Saturday night at our place is time for “Imagination Theater,” a cornucopia of original radio dramas (and comedies) by Jim French Productions.
We’ve been enjoying this for years. It used to be broadcast on one of our local radio stations, complete with interruptions and cancellations for stupid sports events until it was finally dropped altogether. So we listen online ( http://www.jimfrenchproductions.com ).
Our favorite series is “Sherlock Holmes” starring John Patrick Lowrie as Holmes and Larry Albert as Watson. Lowrie is something else: he does Basil Rathbone to a T. You might even think of it as Basil Rathbone imitating Lowrie.
These voice actors are really something. Imagine how hard it must be to make the character come alive without being able to use facial expressions or body movements, to impart varying degrees of emotion to your lines without hamming it up. And some of them are such vocal chameleons that you just can’t tell who was who until they give you the cast at the end of the show.
The stories themselves are pretty cool, too.
If you’re too young to have grown up in the pre-television era, in which radio was king, you may never have heard radio drama. Heck, I grew up with TV. But radio is its own art form and these plays are tremendous fun. More than any visual medium, radio engages one’s imagination. If you don’t have an imagination, you probably won’t enjoy Imagination Theater. But then if you’re that dull, you probably aren’t reading this, anyway.

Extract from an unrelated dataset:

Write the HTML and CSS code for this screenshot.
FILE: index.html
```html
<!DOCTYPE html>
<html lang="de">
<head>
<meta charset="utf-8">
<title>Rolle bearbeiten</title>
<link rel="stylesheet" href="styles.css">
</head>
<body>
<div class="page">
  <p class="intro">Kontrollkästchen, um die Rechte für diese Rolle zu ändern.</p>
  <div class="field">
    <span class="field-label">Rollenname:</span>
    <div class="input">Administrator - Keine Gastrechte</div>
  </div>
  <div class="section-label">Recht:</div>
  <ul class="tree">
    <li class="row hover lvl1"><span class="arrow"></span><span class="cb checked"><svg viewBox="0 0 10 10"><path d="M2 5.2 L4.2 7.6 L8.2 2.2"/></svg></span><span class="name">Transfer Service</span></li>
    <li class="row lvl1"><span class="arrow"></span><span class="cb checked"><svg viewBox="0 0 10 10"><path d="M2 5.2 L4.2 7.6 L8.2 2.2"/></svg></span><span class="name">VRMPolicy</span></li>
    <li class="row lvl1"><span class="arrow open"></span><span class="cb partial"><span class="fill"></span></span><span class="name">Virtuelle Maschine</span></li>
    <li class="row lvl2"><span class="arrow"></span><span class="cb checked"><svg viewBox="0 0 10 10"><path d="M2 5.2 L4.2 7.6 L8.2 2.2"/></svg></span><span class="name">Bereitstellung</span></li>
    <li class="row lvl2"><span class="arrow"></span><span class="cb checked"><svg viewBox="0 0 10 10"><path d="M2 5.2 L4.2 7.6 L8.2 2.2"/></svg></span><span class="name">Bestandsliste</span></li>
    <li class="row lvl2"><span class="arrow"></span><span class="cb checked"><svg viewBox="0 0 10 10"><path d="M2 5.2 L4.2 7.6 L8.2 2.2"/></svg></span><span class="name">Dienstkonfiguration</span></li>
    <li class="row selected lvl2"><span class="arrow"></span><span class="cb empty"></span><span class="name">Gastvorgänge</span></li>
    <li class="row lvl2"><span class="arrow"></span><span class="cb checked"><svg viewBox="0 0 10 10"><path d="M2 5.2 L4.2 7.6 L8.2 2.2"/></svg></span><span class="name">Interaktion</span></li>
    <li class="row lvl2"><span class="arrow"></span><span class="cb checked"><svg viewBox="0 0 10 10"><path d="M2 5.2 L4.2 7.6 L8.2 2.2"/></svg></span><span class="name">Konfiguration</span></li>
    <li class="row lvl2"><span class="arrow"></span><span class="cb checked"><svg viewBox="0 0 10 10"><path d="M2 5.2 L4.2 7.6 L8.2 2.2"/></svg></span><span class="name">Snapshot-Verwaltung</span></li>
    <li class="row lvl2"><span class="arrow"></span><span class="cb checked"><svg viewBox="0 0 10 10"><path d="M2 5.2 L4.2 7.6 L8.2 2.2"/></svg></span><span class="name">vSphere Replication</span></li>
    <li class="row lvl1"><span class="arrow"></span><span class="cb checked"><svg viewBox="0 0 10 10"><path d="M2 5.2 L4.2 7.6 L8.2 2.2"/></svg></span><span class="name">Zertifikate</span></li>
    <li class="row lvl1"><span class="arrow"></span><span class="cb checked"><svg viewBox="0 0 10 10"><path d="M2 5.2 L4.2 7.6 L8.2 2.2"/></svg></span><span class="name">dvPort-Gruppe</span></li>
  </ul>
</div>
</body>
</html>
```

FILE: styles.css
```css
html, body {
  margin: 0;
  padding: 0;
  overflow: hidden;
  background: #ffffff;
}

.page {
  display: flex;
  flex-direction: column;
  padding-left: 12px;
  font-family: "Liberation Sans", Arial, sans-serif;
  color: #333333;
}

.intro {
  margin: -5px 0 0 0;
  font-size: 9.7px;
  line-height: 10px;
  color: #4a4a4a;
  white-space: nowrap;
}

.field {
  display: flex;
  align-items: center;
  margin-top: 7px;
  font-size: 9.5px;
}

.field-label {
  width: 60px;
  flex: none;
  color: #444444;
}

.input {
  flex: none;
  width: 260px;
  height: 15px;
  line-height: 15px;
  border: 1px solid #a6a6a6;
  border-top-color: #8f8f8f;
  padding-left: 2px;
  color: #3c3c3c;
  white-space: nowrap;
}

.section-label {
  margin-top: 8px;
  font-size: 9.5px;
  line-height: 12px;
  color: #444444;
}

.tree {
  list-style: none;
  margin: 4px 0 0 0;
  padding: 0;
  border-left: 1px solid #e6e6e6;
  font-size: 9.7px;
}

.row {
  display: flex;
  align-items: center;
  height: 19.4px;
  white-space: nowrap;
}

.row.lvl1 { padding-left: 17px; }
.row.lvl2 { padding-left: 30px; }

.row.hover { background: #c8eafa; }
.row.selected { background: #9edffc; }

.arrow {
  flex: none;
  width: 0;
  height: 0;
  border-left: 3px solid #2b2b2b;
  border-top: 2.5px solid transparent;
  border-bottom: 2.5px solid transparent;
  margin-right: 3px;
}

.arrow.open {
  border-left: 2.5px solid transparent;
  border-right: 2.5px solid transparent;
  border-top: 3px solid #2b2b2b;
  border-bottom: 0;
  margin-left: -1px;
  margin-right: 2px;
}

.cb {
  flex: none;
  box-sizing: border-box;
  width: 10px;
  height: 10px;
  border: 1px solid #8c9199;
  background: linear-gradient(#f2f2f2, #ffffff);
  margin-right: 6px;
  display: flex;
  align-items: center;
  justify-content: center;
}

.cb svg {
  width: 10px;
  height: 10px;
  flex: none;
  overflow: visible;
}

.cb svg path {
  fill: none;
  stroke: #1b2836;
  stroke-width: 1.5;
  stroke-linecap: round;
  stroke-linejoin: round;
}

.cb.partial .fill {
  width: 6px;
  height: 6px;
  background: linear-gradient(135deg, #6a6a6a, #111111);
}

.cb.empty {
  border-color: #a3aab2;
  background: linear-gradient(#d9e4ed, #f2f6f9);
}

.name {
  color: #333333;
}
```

Well, one good thing about the ‘net is the radio archives that may have been otherwise lost. One example is Virginia Christine [here I go again] doing Scooby Doo from the TV cartoon series as well as her early radio gigs.

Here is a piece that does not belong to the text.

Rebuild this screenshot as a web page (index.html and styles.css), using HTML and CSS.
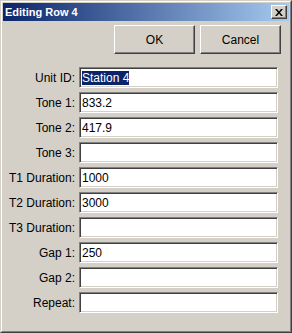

Radio is an art form in itself and I’m one fan for sure; however, God brought me into this world during the Golden Age of Television and I missed most of radio.
Yeah, we missed a lot of good radio. But the good news is that a lot of it was preserved and is now available online. You can even buy discs–although I must say the “Johnny Dollar” discs we bought deteriorated before too long, and erased themselves. Caveat emptor. But the “Sherlock Holmes” discs we’ve purchased from Jim French Productions have held up just fine, and provided us with many hours of pleasant entertainment.